Dix ans après, la licéité de telles mesures a été validée par la Cour de cassation qui retient que « (l’avantage concédé) vise à établir l’égalité des chances entre les hommes et les femmes en remédiant aux inégalités de fait qui affectent les chances des femmes » (Cass.soc., 12 juillet 2017 n°15-26.262). Etrangement, les salariées et leurs représentants se saisissent peu de ce principe d’égalité de traitement. Les organisations syndicales se mobilisent faiblement à ce sujet (les cinq principales centrales syndicales, toutes représentées par des hommes, doivent-elles y réfléchir ?).

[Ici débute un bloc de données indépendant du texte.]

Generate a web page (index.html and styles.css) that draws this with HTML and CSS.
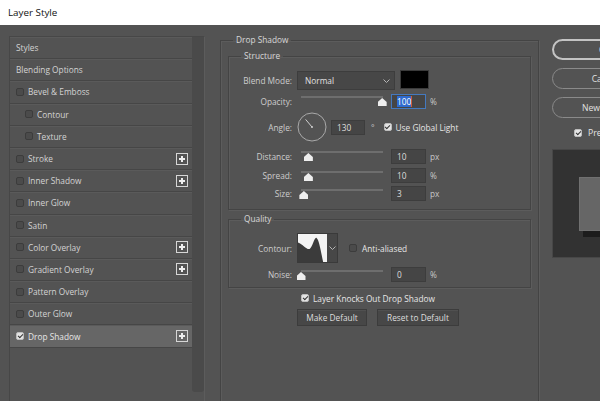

A titre de comparaison, on rappellera la bataille qu’elles ont orchestrée, il y a une vingtaine d’années, afin de faire reconnaitre les inégalités d’évolutions de carrière de leurs délégués (conduisant à la conclusion d’accords collectifs de rattrapage de carrières comme celui signé par le groupe Peugeot le 15 septembre 1998).

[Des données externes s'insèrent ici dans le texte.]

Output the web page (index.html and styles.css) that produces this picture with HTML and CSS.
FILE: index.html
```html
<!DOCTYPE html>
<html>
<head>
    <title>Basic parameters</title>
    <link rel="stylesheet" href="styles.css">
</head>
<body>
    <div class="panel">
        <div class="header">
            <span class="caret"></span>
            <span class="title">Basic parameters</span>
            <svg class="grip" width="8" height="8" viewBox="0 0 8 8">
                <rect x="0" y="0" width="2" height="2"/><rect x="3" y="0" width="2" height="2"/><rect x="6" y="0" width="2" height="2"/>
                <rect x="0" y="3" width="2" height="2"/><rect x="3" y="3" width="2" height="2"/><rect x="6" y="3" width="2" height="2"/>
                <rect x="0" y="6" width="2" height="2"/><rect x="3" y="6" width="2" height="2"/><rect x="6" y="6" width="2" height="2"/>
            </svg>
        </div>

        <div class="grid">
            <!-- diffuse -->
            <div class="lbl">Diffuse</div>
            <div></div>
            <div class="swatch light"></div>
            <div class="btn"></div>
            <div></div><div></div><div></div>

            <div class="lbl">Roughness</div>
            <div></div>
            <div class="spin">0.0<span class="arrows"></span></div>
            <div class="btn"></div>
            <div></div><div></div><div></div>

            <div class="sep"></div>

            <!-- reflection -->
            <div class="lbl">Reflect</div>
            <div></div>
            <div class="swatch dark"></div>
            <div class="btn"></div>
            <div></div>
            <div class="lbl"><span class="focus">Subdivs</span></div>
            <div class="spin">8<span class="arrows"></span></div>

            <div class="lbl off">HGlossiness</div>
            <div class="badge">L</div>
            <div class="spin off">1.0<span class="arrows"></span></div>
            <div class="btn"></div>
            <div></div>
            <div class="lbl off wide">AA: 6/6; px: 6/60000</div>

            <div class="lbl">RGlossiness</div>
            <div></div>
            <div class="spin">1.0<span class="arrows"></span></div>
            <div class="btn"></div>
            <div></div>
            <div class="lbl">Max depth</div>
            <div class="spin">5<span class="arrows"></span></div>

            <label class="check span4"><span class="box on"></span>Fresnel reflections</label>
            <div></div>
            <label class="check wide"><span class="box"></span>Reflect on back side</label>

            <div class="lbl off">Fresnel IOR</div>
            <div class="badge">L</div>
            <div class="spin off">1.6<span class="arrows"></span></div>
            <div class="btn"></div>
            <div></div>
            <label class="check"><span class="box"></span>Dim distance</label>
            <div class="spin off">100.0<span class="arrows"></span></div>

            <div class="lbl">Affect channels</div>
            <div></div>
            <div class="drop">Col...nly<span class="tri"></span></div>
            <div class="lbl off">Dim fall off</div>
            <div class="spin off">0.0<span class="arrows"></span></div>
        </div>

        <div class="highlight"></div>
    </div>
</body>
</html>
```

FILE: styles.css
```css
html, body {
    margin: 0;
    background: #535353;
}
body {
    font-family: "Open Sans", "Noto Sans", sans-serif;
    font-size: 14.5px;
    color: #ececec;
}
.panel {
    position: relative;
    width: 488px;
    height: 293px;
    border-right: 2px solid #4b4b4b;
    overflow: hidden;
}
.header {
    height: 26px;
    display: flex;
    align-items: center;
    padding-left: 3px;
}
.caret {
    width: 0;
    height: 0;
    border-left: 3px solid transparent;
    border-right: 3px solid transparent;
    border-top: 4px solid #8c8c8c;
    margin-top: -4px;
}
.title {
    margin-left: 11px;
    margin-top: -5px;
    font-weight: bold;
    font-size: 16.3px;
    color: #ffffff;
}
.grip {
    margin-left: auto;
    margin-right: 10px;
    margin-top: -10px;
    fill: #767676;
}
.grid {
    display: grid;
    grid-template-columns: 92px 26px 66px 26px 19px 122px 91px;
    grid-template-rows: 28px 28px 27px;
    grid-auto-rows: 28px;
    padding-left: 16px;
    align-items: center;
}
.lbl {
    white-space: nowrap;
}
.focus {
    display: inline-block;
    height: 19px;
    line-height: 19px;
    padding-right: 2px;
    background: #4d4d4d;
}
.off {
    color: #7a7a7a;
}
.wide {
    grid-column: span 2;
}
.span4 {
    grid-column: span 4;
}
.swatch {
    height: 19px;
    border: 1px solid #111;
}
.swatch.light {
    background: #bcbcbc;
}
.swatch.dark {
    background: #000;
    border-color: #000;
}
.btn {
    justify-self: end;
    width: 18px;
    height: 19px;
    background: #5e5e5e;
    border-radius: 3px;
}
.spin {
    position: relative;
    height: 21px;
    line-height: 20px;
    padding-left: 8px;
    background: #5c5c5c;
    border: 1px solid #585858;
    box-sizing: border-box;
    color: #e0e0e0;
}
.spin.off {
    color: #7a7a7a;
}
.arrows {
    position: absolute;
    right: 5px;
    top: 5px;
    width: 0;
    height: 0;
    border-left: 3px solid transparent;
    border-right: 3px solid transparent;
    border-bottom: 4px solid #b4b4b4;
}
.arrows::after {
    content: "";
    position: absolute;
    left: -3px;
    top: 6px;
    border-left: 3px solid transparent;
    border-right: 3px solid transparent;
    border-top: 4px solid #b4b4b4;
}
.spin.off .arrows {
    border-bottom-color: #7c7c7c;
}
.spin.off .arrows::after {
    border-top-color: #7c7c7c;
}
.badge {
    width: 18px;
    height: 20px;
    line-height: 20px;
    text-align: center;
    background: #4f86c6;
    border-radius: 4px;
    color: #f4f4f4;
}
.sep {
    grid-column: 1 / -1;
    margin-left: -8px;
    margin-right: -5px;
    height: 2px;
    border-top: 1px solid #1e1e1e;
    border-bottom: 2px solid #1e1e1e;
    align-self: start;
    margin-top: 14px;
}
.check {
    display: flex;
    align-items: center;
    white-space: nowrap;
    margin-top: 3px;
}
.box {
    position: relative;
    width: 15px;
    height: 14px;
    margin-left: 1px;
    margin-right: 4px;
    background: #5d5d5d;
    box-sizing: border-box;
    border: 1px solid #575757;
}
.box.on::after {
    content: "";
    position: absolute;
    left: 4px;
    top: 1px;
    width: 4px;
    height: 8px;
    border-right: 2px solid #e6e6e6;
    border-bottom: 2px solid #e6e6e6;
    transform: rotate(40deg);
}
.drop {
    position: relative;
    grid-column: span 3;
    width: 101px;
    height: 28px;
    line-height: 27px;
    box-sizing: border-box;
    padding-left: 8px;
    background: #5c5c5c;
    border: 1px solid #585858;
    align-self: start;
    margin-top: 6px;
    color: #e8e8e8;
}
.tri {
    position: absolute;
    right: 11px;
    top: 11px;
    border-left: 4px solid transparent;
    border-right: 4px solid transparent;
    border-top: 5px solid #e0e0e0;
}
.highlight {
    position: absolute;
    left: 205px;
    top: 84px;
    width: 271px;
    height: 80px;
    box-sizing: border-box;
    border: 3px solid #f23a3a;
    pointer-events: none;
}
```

De façon individuelle aussi, les salariées portent rarement ce type de revendication devant la justice et le Défenseur des droits est peu saisi de telles demandes (moins de 5% des sollicitations, loin derrière l’origine ou l’état de santé des plaignants).

Postes de direction

Les intéressées ont, peut-être, déjà anticipé d’autres enjeux, plus cruciaux, qu’une parfaite égalité de traitement sur les postes qu’elles occupent déjà. Leurs regards se tournent vers les postes de direction au sein desquels elles sont encore sous représentées et qui constituent de vrais leviers de changement. La loi Copé-Zimmermann du 27 janvier 2011 a instauré des quotas dans les conseils d’administration des sociétés cotées (augmentation graduelle de 2011 à 2020 pour atteindre 40 % de représentantes au conseil d’administration). Les résultats positifs de ces mesures sont spectaculaires (comme pour tous les pays européens qui ont mis en place ces quotas et ont dépassé les seules déclarations d’intention).

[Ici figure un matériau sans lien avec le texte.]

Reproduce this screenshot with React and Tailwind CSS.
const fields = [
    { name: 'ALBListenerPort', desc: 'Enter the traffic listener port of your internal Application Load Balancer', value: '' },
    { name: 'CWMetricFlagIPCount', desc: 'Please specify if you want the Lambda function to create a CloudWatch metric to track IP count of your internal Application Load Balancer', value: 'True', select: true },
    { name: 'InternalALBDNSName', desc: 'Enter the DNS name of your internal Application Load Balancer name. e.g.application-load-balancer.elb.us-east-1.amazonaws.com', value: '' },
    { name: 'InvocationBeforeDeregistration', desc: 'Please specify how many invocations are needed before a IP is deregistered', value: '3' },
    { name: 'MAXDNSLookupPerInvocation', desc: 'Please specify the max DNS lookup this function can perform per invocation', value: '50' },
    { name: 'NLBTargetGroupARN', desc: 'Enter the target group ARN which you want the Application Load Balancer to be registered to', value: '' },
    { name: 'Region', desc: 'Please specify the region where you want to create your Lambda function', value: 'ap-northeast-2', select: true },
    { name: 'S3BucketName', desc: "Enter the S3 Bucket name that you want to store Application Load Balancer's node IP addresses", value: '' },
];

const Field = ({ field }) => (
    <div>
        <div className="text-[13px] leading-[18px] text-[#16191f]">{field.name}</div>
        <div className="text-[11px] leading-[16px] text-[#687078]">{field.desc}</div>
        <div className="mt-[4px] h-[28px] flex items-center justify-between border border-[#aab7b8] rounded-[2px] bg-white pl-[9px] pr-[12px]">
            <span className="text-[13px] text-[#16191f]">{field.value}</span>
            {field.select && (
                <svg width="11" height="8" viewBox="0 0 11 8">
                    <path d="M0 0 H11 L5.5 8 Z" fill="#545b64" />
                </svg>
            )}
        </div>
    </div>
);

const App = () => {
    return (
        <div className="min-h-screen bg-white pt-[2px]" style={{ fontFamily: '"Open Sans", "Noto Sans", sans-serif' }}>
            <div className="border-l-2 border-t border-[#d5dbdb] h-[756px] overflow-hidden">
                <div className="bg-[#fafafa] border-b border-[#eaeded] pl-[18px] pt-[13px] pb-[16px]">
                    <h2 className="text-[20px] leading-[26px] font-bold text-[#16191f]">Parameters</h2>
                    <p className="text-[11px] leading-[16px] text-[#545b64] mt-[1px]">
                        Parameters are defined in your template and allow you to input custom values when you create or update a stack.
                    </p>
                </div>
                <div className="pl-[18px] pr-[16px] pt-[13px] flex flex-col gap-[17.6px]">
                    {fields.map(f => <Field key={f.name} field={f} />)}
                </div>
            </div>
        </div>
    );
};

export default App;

Dans les sociétés non cotées, selon un dispositif juridique plus conventionnel, les articles L.2242-13 et suivants du Code du travail imposent à toutes les sociétés de plus de 50 salariés de négocier un accord collectif ou de mettre en place un plan d’action sur l’égalité hommes/femmes dans l’entreprise (les partenaires sociaux sont alors libres d’adopter les mesures correctrices de leur choix). Toutefois, plus de la moitié des entreprises en France cumulent un effectif de moins de cinquante salariés et ne sont donc pas soumises à cette obligation de négociation. Et, dans les entreprises regroupant entre 50 et 300 salariés, seule une entreprise sur deux est dotée d’un comité d’entreprise (rebaptisé « comité social et économique ») encore moins d’un délégué syndical.

Freins structurels
 
Voilà des freins structurels, anciens et connus, à la négociation sur l’égalité professionnelle hommes-femmes et à leur promotion aux postes clefs de l’entreprise. Et les actions pour y remédier sont de long terme : moyens de l’inspection du travail, pédagogie sur l’utilité du comité social et économique au sein des PME, flexibilité de la négociation d’entreprise, consultation directe des salariés. On retrouve une grande partie de ces préoccupations dans les propos de la ministre du Travail, Madame Muriel Pénicaud. Plus qu’un autre, elle sait que les droits effectifs pour une femme passent par des mesures ciblées sur le terrain… loin du Parlement.